The crystal structure of brunogeierite (Figure 2) was determined by Welch in 2001 on a single crystal from Tsumeb^[6].

In ref. ^[6], however, as in other previous studies, nothing was declared about the valence states of the cations in the brunogeierite. In 2013, on the base of bond-valence calculations, the structure was newly verified and definitively established^[3]. GeFe₂O₄ is a normal cubic spinel with Fd-3m space group and a lattice parameter of 8.4127(7) Å. There are eight formula units in the unit cell, as expected for the spinels’ structure. The value for the oxygen coordinate in GFO (Ge and Fe ions are located on special sites) is 0.2466(1). Taking into consideration that for an ideal cubic close-packing of oxygens the value is 0.25, brunogeierite has a nearly perfect oxygens framework, in which Fe²⁺ occupies half of the octahedral interstices and Ge⁴⁺ one eighth of the tetrahedral. The Ge-O bond length was 1.771(2) Å, very close to the sum of the ionic radii of the involved ions (0.39Å + 1.38Å = 1.77 Å). The shorter bond length in GFO can be explained by the presence of some Fe³⁺ on the Ge⁴⁺ site, as suggested by the results of the bond valence calculations^[3]. The Fe-O bond is, instead, 2.132 Å, slightly shorter than the sum of the ionic radii (0.78Å + 1.38Å = 2.16 Å). In this case, some Fe³⁺ could be present on the octahedral sites, influencing the bond length value. The presence of a small amount of Fe³⁺ ions at both tetrahedral and octahedral sites suggested the formation of a solid solution with the magnetite Fe₃O₄ phase.
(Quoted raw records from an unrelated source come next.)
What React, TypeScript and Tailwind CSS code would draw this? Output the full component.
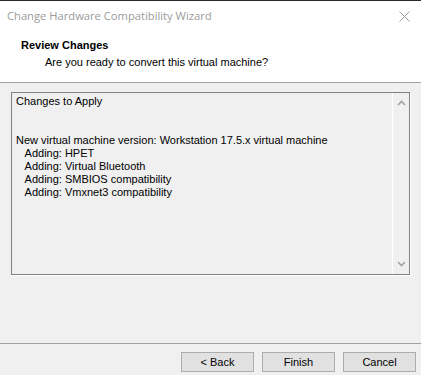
const lines = [
  'Changes to Apply',
  '',
  '',
  'New virtual machine version: Workstation 17.5.x virtual machine',
  '   Adding: HPET',
  '   Adding: Virtual Bluetooth',
  '   Adding: SMBIOS compatibility',
  '   Adding: Vmxnet3 compatibility',
];

const Chevron = ({ up }: { up?: boolean }) => (
  <svg width="9" height="6" viewBox="0 0 9 6" className="block">
    <path
      d={up ? 'M1 5 L4.5 1.5 L8 5' : 'M1 1 L4.5 4.5 L8 1'}
      fill="none"
      stroke="#a3a3a3"
      strokeWidth={1.6}
    />
  </svg>
);

const Button = ({ label }: { label: string }) => (
  <button className="w-[73px] h-[20px] bg-[#e1e1e1] border border-[#adadad] text-[11px] text-black leading-none">
    {label}
  </button>
);

export default function App() {
  return (
    <div
      className="w-[421px] h-[375px] flex flex-col bg-[#f0f0f0] text-black overflow-hidden"
      style={{ fontFamily: '"Liberation Sans", Arial, sans-serif' }}
    >
      <div className="h-px bg-[#2b2b2b]" />
      {/* title bar */}
      <div
        className="h-[30px] bg-white flex items-center justify-between pl-[7px] pr-[11px]"
        style={{ fontFamily: '"Open Sans", "Noto Sans", sans-serif' }}
      >
        <span className="text-[11.2px] text-[#9b9b9b]">Change Hardware Compatibility Wizard</span>
        <svg width="11" height="11" viewBox="0 0 11 11">
          <path d="M0.5 0.5 L10.5 10.5 M10.5 0.5 L0.5 10.5" stroke="#9b9b9b" strokeWidth={1} />
        </svg>
      </div>
      {/* header */}
      <div className="h-[52px] bg-white border-b border-[#a0a0a0] pt-[7px] text-[11px]">
        <div className="pl-[21px] font-bold leading-[14px]">Review Changes</div>
        <div className="pl-[45px] mt-[3px] leading-[14px]">Are you ready to convert this virtual machine?</div>
      </div>
      {/* body */}
      <div className="px-[11px] pt-[9px]">
        <div className="h-[183px] flex border border-[#828282] shadow-[1px_1px_0_#ffffff]">
          <div className="flex-1 pl-[4px] pt-[2px] text-[11px] leading-[13px] whitespace-pre">
            {lines.map((l, i) => (
              <div key={i} className="h-[13px]">
                {l}
              </div>
            ))}
          </div>
          <div className="w-[17px] border-l border-white flex flex-col items-center justify-between py-[7px]">
            <Chevron up />
            <Chevron />
          </div>
        </div>
      </div>
      <div className="flex-1" />
      {/* footer */}
      <div className="border-t border-[#a0a0a0] h-[32px] flex items-start justify-end gap-[8px] pr-[5px] pt-[8px]">
        <Button label="< Back" />
        <Button label="Finish" />
        <Button label="Cancel" />
      </div>
    </div>
  );
}
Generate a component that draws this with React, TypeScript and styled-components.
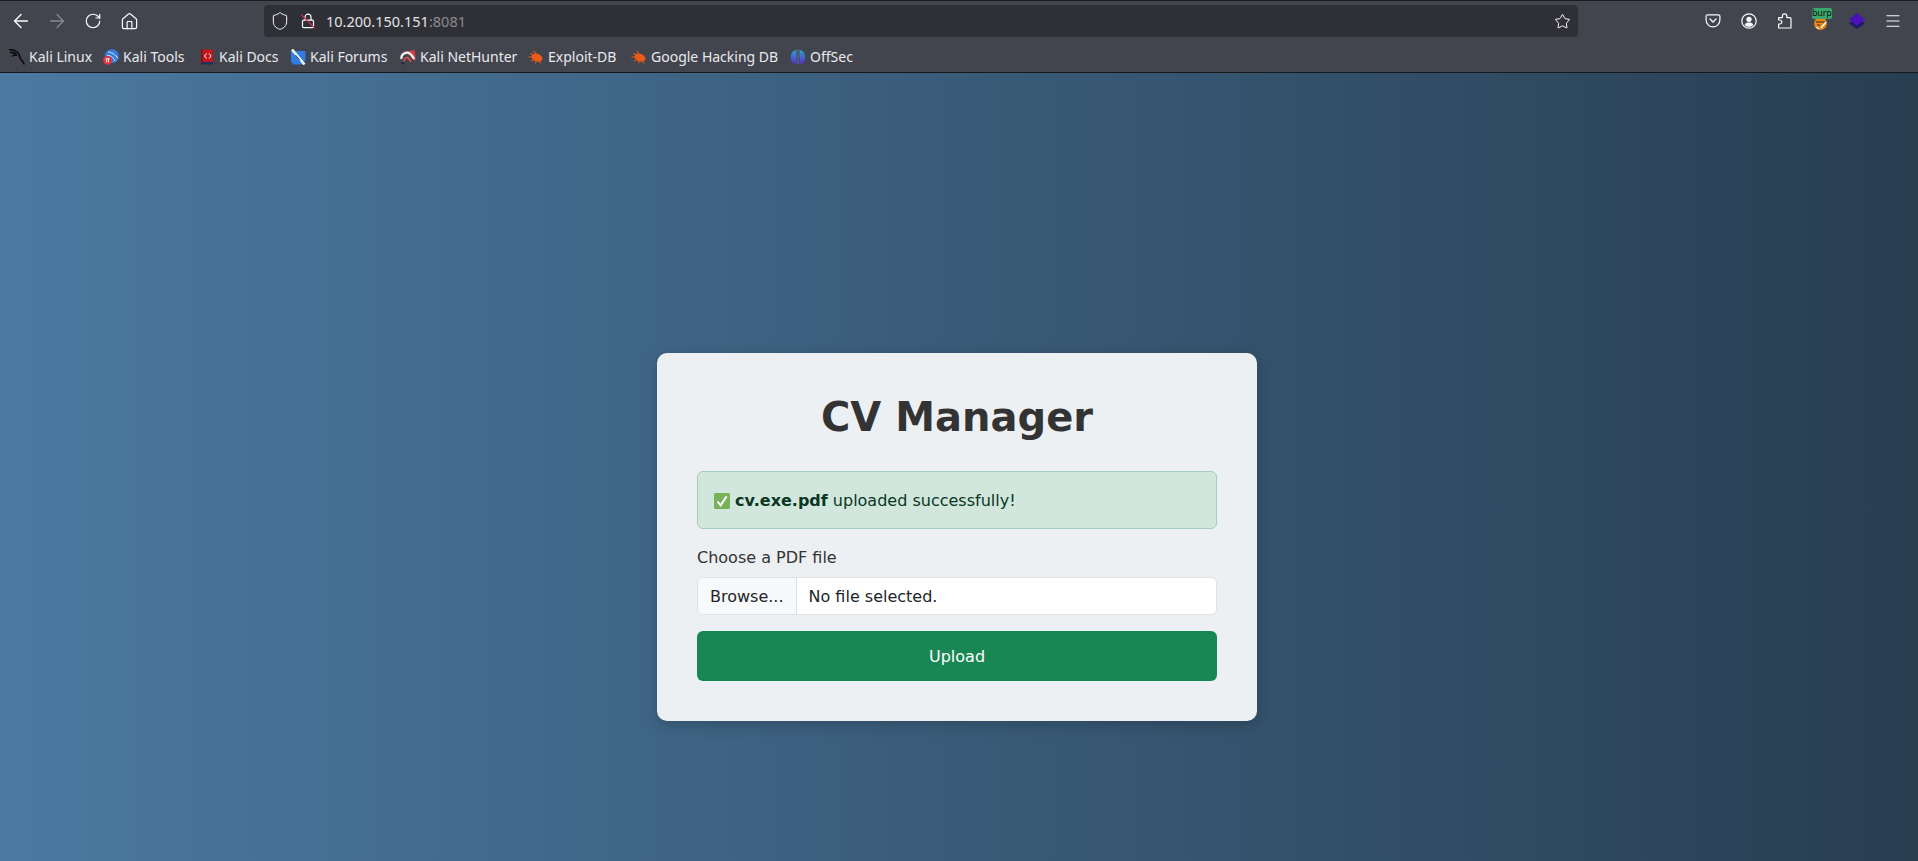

The cubic symmetry of GFO was maintained up to 5 K, without structural distortion, as demonstrated by synchrotron X-ray powder and neutron diffraction measurements^[7]. However, by increasing the pressure, it was suggested that, at about 20–22 GPa, a reduction from cubic (Fd-3m) to tetragonal (I4₁/amd) symmetry occurred, as determined from the analysis of the band shifts of the Raman spectra and the colour change of crystals^[8]. The same authors suggested, on the base of the presence of additional bands in the Raman spectra, a partial inversion of the spinel structure, which at ambient pressure and temperature had the normal structure.

As previously discussed, GeFe₂O₄ can be found in nature in peculiar locations in the form of single crystals, which were usually employed for crystal structure determination. However, single crystals were also synthesized in laboratory and were used, for example, for high pressure Raman studies and for the determination of optical and electrical properties. For electrochemical and electrocatalytic applications, GFO was used instead in the form of nano-powders, which are more easily synthesized, by using solid state, mechanochemistry, hydrothermal and freeze drying synthetic routes.

GFO single crystals and powders were characterized by many spectroscopic techniques, such as Mössbauer, X-ray Photoelectron Spectroscopy (XPS), Infrared Spectroscopy (IR) and Raman, as well as with X-ray diffraction. Mössbauer and XPS spectroscopies allowed to determine the cation oxidation states, that were definitely established as Ge4+ and Fe2+. In some cases, traces of Fe3+ were found, suggesting the formation of solid solutions with Fe3O4. XPS was also useful to characterize the possible carbon coating, particularly for electrochemical applications. The IR spectrum was not conclusively interpreted, diffently from Raman spectra that were collected as a function of pressure to study the structure stability. It was demonstrated that the changes in the collected spectra were not due to sample decomposition (at least below 30 GPa) and/or to polymorphs formation, but possibly to partial spinel inversion. The difference in ionic radii of Fe²⁺ and Ge⁴⁺ ions inhibited the inversion in single crystals but not in nanocrystalline GFO that, when obtained from mechano-synthesis showed an inversion degree of 0.67. The new bands and the band splitting observed in Raman spectra can be due also to structure distortion towards the tetragonal structure (I4₁/amd), the most probable distortion of the cubic spinel containing Fe²⁺ ions. The magnetic properties of GFO were determined in the past and newly measured more recently^[7]. Its behaviour was unusual in non-metallic materials: the reason was attributed to a frustration wave order in GFO derived from exchange interactions between the ordered spin components in a sublattice via the dynamic components of their neighbours in the other. The peculiar magnetic features of GFO were not shared by all the Ge based spinels, because being Ge⁴⁺an inactive ion, they were determined by the B²⁺ sublattice, so a variety of different behaviours could be identified. The positive value of the Hall constant suggested a p-type conduction. Conductivity and Hall effect measurements showed that the acceptor ionization energy was 0.39 eV and that the mobility was low and independent of temperature, probably due to a narrow valence band and/or large polaron formation. GFO differed, however, with respect to other hopping-type spinels, because its electronic properties were similar to those of NiO at high temperatures^[9].